**PROVIDED DATA**
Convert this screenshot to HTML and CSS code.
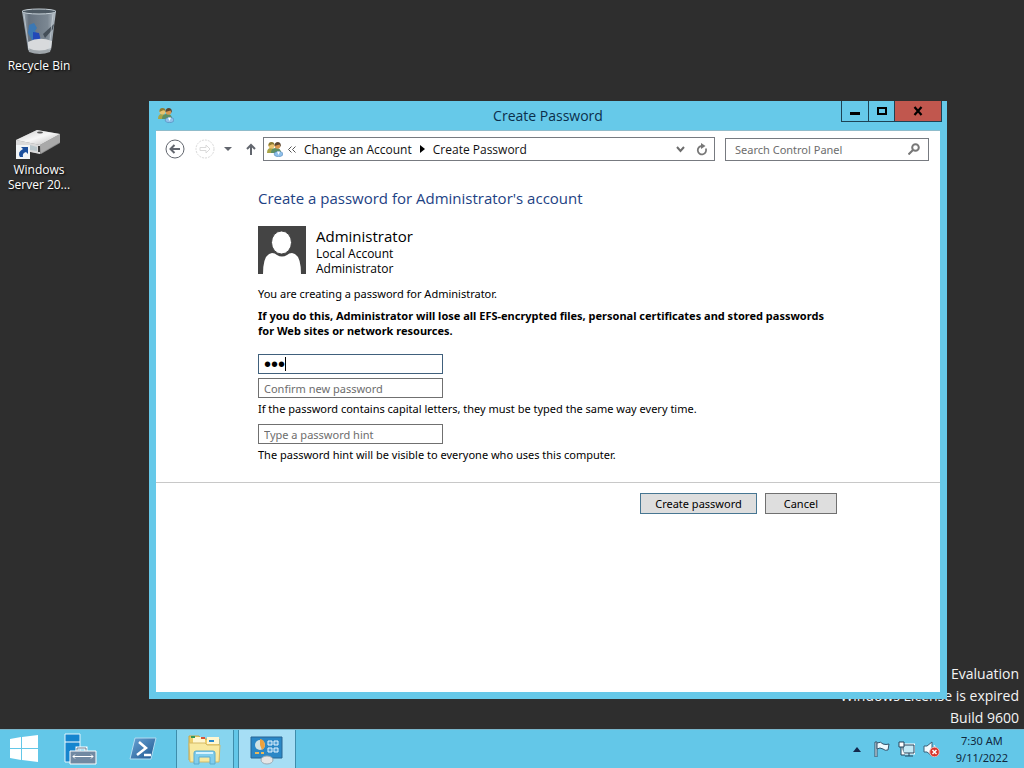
FILE: index.html
```html
<!DOCTYPE html>
<html lang="en">
<head>
<meta charset="UTF-8">
<meta name="viewport" content="width=device-width,initial-scale=1">
<title>Create Password</title>
<link rel="stylesheet" href="styles.css">
</head>
<body>

<!-- shared icon -->
<svg class="defs" width="0" height="0">
  <symbol id="users" viewBox="0 0 16 16">
    <path d="M0 12q0-5 4-5 4 0 4 5z" fill="#a9a548"/>
    <path d="M4 12q0-5 5-5t5 5z" fill="#5f8f64"/>
    <circle cx="4.500" cy="4.500" r="3" fill="#e9c36f"/>
    <path d="M1.500 5q-.5-4 3-4 3 0 3 3-2-1.500-4 0z" fill="#8c7a32"/>
    <circle cx="10.500" cy="5" r="2.800" fill="#d9964e"/>
    <path d="M7.500 5q0-4 3.500-4 3.500.5 2.700 5l-1.200-2.500z" fill="#5b4632"/>
    <ellipse cx="11.500" cy="13" rx="4.300" ry="2.600" fill="#8fc0ea" stroke="#4d83b8" stroke-width=".6"/>
    <path d="M10 10.500l1.500 3.500 1.500-3.500z" fill="#fff"/>
  </symbol>
</svg>

<main class="desktop">
  <div class="shortcuts">
    <a class="shortcut" href="#recycle">
      <svg width="48" height="48" viewBox="0 0 48 48">
        <defs>
          <linearGradient id="bin" x1="0" x2="1"><stop offset="0" stop-color="#a9b5bf"/><stop offset=".2" stop-color="#65717e"/><stop offset=".75" stop-color="#7b8792"/><stop offset="1" stop-color="#b7c0c8"/></linearGradient>
        </defs>
        <path d="M7 3h34l-5 39q-12 5-23 0z" fill="url(#bin)"/>
        <ellipse cx="24" cy="3.500" rx="17" ry="2.500" fill="#4d5963" stroke="#c6d0d7"/>
        <path d="M14 17l5-2 3 5-2 3 4 5-6 6-5-9z" fill="#3b78b4"/>
        <path d="M18 24l6 1 2 8-8 2z" fill="#2349b8"/>
        <path d="M28 26l11-10-1 5-8 9z" fill="#444e58"/>
        <path d="M13 34q11-6 24-1l-1 8q-12 5-23 0z" fill="#d8dadc"/>
        <path d="M13 40q11 5 23 0l-1 4q-10 4-21 0z" fill="#9fa6ab"/>
        <path d="M9 6l5 36M38 6l-4 36" stroke="#d5dde2" stroke-width="1" opacity=".6"/>
      </svg>
      <span>Recycle Bin</span>
    </a>
    <a class="shortcut" href="#server">
      <svg width="48" height="48" viewBox="0 0 48 48">
        <defs>
          <linearGradient id="disk" x2="1" y2="1"><stop offset="0" stop-color="#c9c9c9"/><stop offset=".5" stop-color="#f7f7f7"/><stop offset="1" stop-color="#b5b5b5"/></linearGradient>
        </defs>
        <path d="M1 28L22 18 45 22v9L26 42 1 37z" fill="#8d8d8d"/>
        <path d="M1 28L22 18 45 22 25 33z" fill="url(#disk)"/>
        <path d="M1 28l24 5v9L1 37z" fill="#dadada"/>
        <path d="M25 33l20-11v8L26 41z" fill="#a9a9a9"/>
        <path d="M15 33l7 2v4l-7-1z" fill="#b9c6cb"/>
        <path d="M24 34v6" stroke="#3c3c3c" stroke-width="2"/>
        <ellipse cx="25" cy="20.500" rx="3" ry="1" fill="#555"/>
        <path d="M1 33h14v14H1z" fill="#f1f4f6"/>
        <path d="M5 45q-3-5 3-8l-2-2h7v7l-2-2q-4 1-3 5z" fill="#1b4f9c"/>
      </svg>
      <span>Windows Server 20...</span>
    </a>
  </div>

  <div class="watermark">
    <p>Evaluation</p>
    <p>Windows License is expired</p>
    <p>Build 9600</p>
  </div>

  <section class="window">
    <header class="titlebar">
      <svg class="app-icon" width="16" height="16"><use href="#users"/></svg>
      <h1>Create Password</h1>
      <div class="controls">
        <button class="min" aria-label="Minimize"><svg width="12" height="10"><path d="M1 6h10v3H1z"/></svg></button>
        <button class="max" aria-label="Maximize"><svg width="12" height="10"><path d="M2 2h8v6H2z" fill="none" stroke="#000" stroke-width="2"/></svg></button>
        <button class="close" aria-label="Close"><svg width="12" height="10"><path d="M2.500 1l7 8M9.500 1l-7 8" stroke="#000" stroke-width="2.200"/></svg></button>
      </div>
    </header>

    <div class="page">
      <nav class="navbar">
        <button class="nav-btn" aria-label="Back"><svg width="20" height="20" fill="none" stroke="#62666e"><circle cx="10" cy="10" r="9"/><path d="M15 10H6M9.500 6L5.500 10l4 4" stroke-width="2"/></svg></button>
        <button class="nav-btn forward" aria-label="Forward"><svg width="20" height="20" fill="none" stroke="#dadada"><circle cx="10" cy="10" r="9" stroke-dasharray="2 1"/><path d="M5 8.500h6V6l4 4-4 4v-2.500H5z"/></svg></button>
        <button class="nav-btn recent" aria-label="Recent pages"><svg width="8" height="5"><path d="M0 0h8L4 4z" fill="#62666e"/></svg></button>
        <button class="nav-btn up" aria-label="Up"><svg width="10" height="12" fill="none" stroke="#62666e" stroke-width="2"><path d="M5 12V2M1 6l4-4 4 4"/></svg></button>
        <div class="address">
          <svg width="16" height="16"><use href="#users"/></svg>
          <svg class="more" width="8" height="7" fill="none" stroke="#555"><path d="M3.500 .5l-3 3 3 3M7.500 .5l-3 3 3 3"/></svg>
          <a href="#change">Change an Account</a>
          <svg class="sep" width="5" height="8"><path d="M0 0l5 4-5 4z"/></svg>
          <a href="#create">Create Password</a>
          <div class="address-tools">
            <button class="nav-btn" aria-label="Previous locations"><svg width="9" height="7" fill="none" stroke="#6d6d6d" stroke-width="2"><path d="M1 1l3.500 4L8 1"/></svg></button>
            <button class="nav-btn" aria-label="Refresh"><svg width="12" height="13" fill="none" stroke="#777" stroke-width="1.800"><path d="M9.800 5.500A4.200 4.200 0 1 1 6 3"/><path d="M5 0l4.500 3L5 6z" fill="#777" stroke="none"/></svg></button>
          </div>
        </div>
        <div class="search">
          <input type="search" placeholder="Search Control Panel" aria-label="Search Control Panel">
          <svg width="12" height="12" fill="none" stroke="#777" stroke-width="2"><circle cx="7.500" cy="4.500" r="3.300"/><path d="M5 7l-4.500 4.500"/></svg>
        </div>
      </nav>

      <form class="account">
        <div class="fields">
          <h2>Create a password for Administrator's account</h2>
          <div class="user">
            <svg width="48" height="48" viewBox="0 0 48 48"><path d="M0 0h48v48H0z" fill="#444"/><path d="M5 48q0-20 9-21 3 0 5 2 5 3 10 0 2-2 5-2 9 1 9 21z" fill="#fff"/><ellipse cx="23.500" cy="16.500" rx="10" ry="11.500" fill="#fff" stroke="#444" stroke-width="1"/></svg>
            <div>
              <strong>Administrator</strong>
              <p>Local Account</p>
              <p>Administrator</p>
            </div>
          </div>
          <p class="intro">You are creating a password for Administrator.</p>
          <p class="warning">If you do this, Administrator will lose all EFS-encrypted files, personal certificates and stored passwords for Web sites or network resources.</p>
          <div class="pass-wrap">
            <input class="field current" type="password" value="abc" aria-label="New password">
            <i class="caret"></i>
          </div>
          <input class="field" type="password" placeholder="Confirm new password" aria-label="Confirm new password">
          <p class="note">If the password contains capital letters, they must be typed the same way every time.</p>
          <input class="field" type="text" placeholder="Type a password hint" aria-label="Type a password hint">
          <p class="note">The password hint will be visible to everyone who uses this computer.</p>
        </div>
        <div class="actions">
          <button type="submit" class="btn primary">Create password</button>
          <button type="button" class="btn">Cancel</button>
        </div>
      </form>
    </div>
  </section>
</main>

<footer class="taskbar">
  <button class="start" aria-label="Start">
    <svg width="28" height="28" fill="#fff"><path d="M0 4l11-2v11H0zM12 2l16-2v13H12zM0 14h11v11L0 23zM12 14h16v13l-16-2z"/></svg>
  </button>
  <button class="task" aria-label="Server Manager">
    <svg width="34" height="34"><path d="M1 2h15v28H1z" fill="#1585cf" stroke="#e3f5fc"/><path d="M1 10h15" stroke="#fff"/><path d="M13 19v-3h9v3" fill="none" stroke="#fff" stroke-width="3"/><path d="M13 19v-3h9v3" fill="none" stroke="#667a8e"/><path d="M6 19h26v13H6z" fill="#7189a2" stroke="#fff"/><path d="M9 24.500h20M11 22.500l-2 2 2 2M27 22.500l2 2-2 2" fill="none" stroke="#fff"/></svg>
  </button>
  <button class="task" aria-label="Windows PowerShell">
    <svg width="30" height="26"><defs><linearGradient id="ps" x2="1" y2="1"><stop offset="0" stop-color="#6ba4d6"/><stop offset="1" stop-color="#1c568f"/></linearGradient></defs><path d="M7 2h21l-5 21H2z" fill="url(#ps)" stroke="#b3dcf1"/><path d="M11 6l7 6-9 7M16 19h7" fill="none" stroke="#fff" stroke-width="2.500"/></svg>
  </button>
  <button class="task open" aria-label="File Explorer">
    <svg width="34" height="32"><path d="M1 3h10l2 3h18v21H1z" fill="#edcf6d" stroke="#c6a548"/><path d="M5 4h12v6H5zM19 4h12v7H19z" fill="#fff7d0"/><path d="M3 3h4v2H3z" fill="#349858"/><path d="M13 4h4v2h-4z" fill="#d85436"/><path d="M21 7h5v2h-5z" fill="#2989cc"/><path d="M1 10h16l2 2h13l-1 17H2z" fill="#f8e9a0" stroke="#d4ba68"/><path d="M6 31V20q0-2 2-2h17q2 0 2 2v11h-5v-7H11v7z" fill="#80cdec" stroke="#5aabcf"/><path d="M8 20h17" stroke="#d5f3ff" stroke-width="2"/></svg>
  </button>
  <button class="task open active" aria-label="Control Panel">
    <svg width="34" height="32"><path d="M1 4h31v21H1z" fill="#2b87c6" stroke="#286493"/><circle cx="10" cy="12" r="5" fill="#cfe2e4"/><path d="M10 12V6a6 6 0 0 1 2 11z" fill="#eda13d"/><path d="M5 20h4M11 20h3" stroke="#e9b859" stroke-width="2"/><g fill="#529fd5" stroke="#e4f5ff"><path d="M18 8h4v4h-4zM24 8h4v4h-4zM18 15h4v4h-4zM24 15h4v4h-4z"/></g><ellipse cx="17" cy="27" rx="6" ry="4" fill="#e5e5e6" stroke="#9caab3"/></svg>
  </button>

  <div class="tray">
    <svg width="8" height="5"><path d="M0 5l4-5 4 5z" fill="#13274b"/></svg>
    <svg width="16" height="16" fill="#eefaff" stroke="#34536b"><path d="M1 1h2v15H1z"/><path d="M3 2q4-2 6 1 3 1 6 0l-1 6q-3 1-5-1-3-2-6 0z"/></svg>
    <svg width="17" height="16" fill="#c5eaf6" stroke="#24435b"><path d="M5 4h11v8H5z" stroke="#fff" stroke-width="3"/><path d="M5 4h11v8H5zM7 15h8M11 12v3"/><path d="M1 1h5v5H1zM3 6v8h4" fill="#fff"/></svg>
    <svg width="17" height="16"><path d="M1 5h3l5-4v14l-5-4H1z" fill="#f4fcff" stroke="#3b6078"/><path d="M11 4q2 2 1 5" fill="none" stroke="#fff"/><circle cx="11.500" cy="11" r="4.800" fill="#d9342b" stroke="#f3b2ae"/><path d="M9.500 9l4 4M13.500 9l-4 4" stroke="#fff" stroke-width="1.500"/></svg>
    <div class="clock">
      <time>7:30 AM</time>
      <time>9/11/2022</time>
    </div>
  </div>
</footer>

</body>
</html>
```
FILE: styles.css
```css
* { box-sizing:border-box; }
html,body { margin:0; height:100%; }
body { display:flex; flex-direction:column; background:#2e2e2e; overflow:hidden; color:#000; font:12px/15px 'Open Sans','Noto Sans',sans-serif; }
h1,h2,p { margin:0; font-weight:400; }
button,input { font:inherit; color:inherit; margin:0; }
button { padding:0; border:0; background:none; }
svg { display:block; flex:none; }
a { color:inherit; text-decoration:none; }
.defs { position:absolute; }

/* desktop */
.desktop { position:relative; flex:1; min-height:0; }
.shortcuts { display:flex; flex-direction:column; gap:26px; width:78px; padding-top:8px; }
.shortcut { display:flex; flex-direction:column; align-items:center; gap:2px; height:78px; padding:0 4px; color:#fff; text-align:center; text-shadow:1px 1px 2px #000; }
.watermark { position:absolute; right:5px; bottom:0; color:#f4f4f4; font-size:14px; line-height:22px; text-align:right; }

/* window */
.window { position:absolute; top:101px; right:77px; bottom:30px; left:149px; display:flex; flex-direction:column; padding:0 7px 7px; background:#66c9e9; }
.titlebar { display:grid; grid-template-columns:1fr auto 1fr; height:29px; }
.app-icon { margin:6px 0 0 2px; }
.titlebar h1 { color:#0b2f4c; font-size:14px; line-height:30px; }
.controls { display:flex; justify-self:end; height:21px; margin-right:-2px; border:1px solid #1d4254; border-top:0; }
.controls button { display:flex; align-items:center; justify-content:center; width:27px; border-right:1px solid #1d4254; }
.controls .max { width:26px; }
.controls .close { width:46px; border:0; background:#c1574e; }
.page { flex:1; min-height:0; background:#fff; border-top:1px solid #8fbccb; }

.navbar { display:flex; align-items:center; height:36px; padding:0 11px 0 9px; }
.nav-btn { flex:none; }
.forward { margin-left:10px; }
.recent { margin-left:9px; }
.up { margin:0 7px 0 14px; }
.address { display:flex; align-items:center; flex:1; height:24px; padding:0 6px 0 3px; border:1px solid #777a80; color:#111; }
.more { margin:0 8px 0 5px; }
.sep { margin:0 8px; }
.address-tools { display:flex; align-items:center; gap:11px; margin-left:auto; }
.search { display:flex; align-items:center; width:204px; height:23px; margin-left:10px; padding:0 8px 0 9px; border:1px solid #777a80; }
.search input { flex:1; min-width:0; padding:0; border:0; outline:0; background:none; font-family:'Noto Sans',sans-serif; font-size:11px; }
input::placeholder { color:#6d6d6d; opacity:1; }

/* form */
.account { font-family:'Noto Sans','Open Sans',sans-serif; font-size:11px; }
.fields { padding:20px 103px 20px 102px; border-bottom:1px solid #c8c8c8; }
.fields h2 { color:#1d4284; font-family:'Open Sans',sans-serif; font-size:15px; line-height:22px; }
.user { display:flex; gap:10px; margin-top:17px; font-family:'Open Sans',sans-serif; font-size:12px; }
.user strong { display:block; font-size:15px; font-weight:400; line-height:20px; }
.intro { margin-top:10px; }
.warning { margin:7px 0 16px; font-weight:700; }
.pass-wrap { position:relative; margin-bottom:4px; }
.field { display:block; width:185px; height:20px; padding:0 5px; border:1px solid #707070; border-radius:0; outline:0; background:#fff; }
.field.current { border-color:#40607c; font-family:'Liberation Sans',sans-serif; font-size:20px; }
.caret { position:absolute; top:3px; left:27px; width:1px; height:14px; background:#000; }
.note { margin:3px 0 8px; }
.note:last-child { margin-bottom:0; }
.actions { display:flex; justify-content:flex-end; gap:8px; padding:10px 103px 0; }
.btn { height:21px; padding:0 14px; border:1px solid #707070; background:#dedede; }
.btn:last-child { padding:0 18px; }
.btn.primary { border-color:#477692; }

/* taskbar */
.taskbar { display:flex; flex:none; align-items:stretch; gap:4px; height:39px; background:#63c7e8; border-top:1px solid #79b6cb; color:#10283d; }
.start { width:48px; }
.task { width:58px; }
.start,.task { display:flex; align-items:center; justify-content:center; }
.open { border:solid #3f8dab; border-width:0 1px; background:#87d5ef; }
.active { background:#a6def5; }
.tray { display:flex; align-items:center; gap:8px; margin-left:auto; padding-right:16px; }
.tray > svg:first-child { margin-right:5px; }
.clock { display:flex; flex-direction:column; margin-left:8px; font-family:'Noto Sans',sans-serif; font-size:11px; line-height:17px; text-align:center; }
```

**DIRECTIVE**
Pull out each line containing the word "this" and copy it.

**RESPONSE**
Convert this screenshot to HTML and CSS code.
          <p class="warning">If you do this, Administrator will lose all EFS-encrypted files, personal certificates and stored passwords for Web sites or network resources.</p>
          <p class="note">The password hint will be visible to everyone who uses this computer.</p>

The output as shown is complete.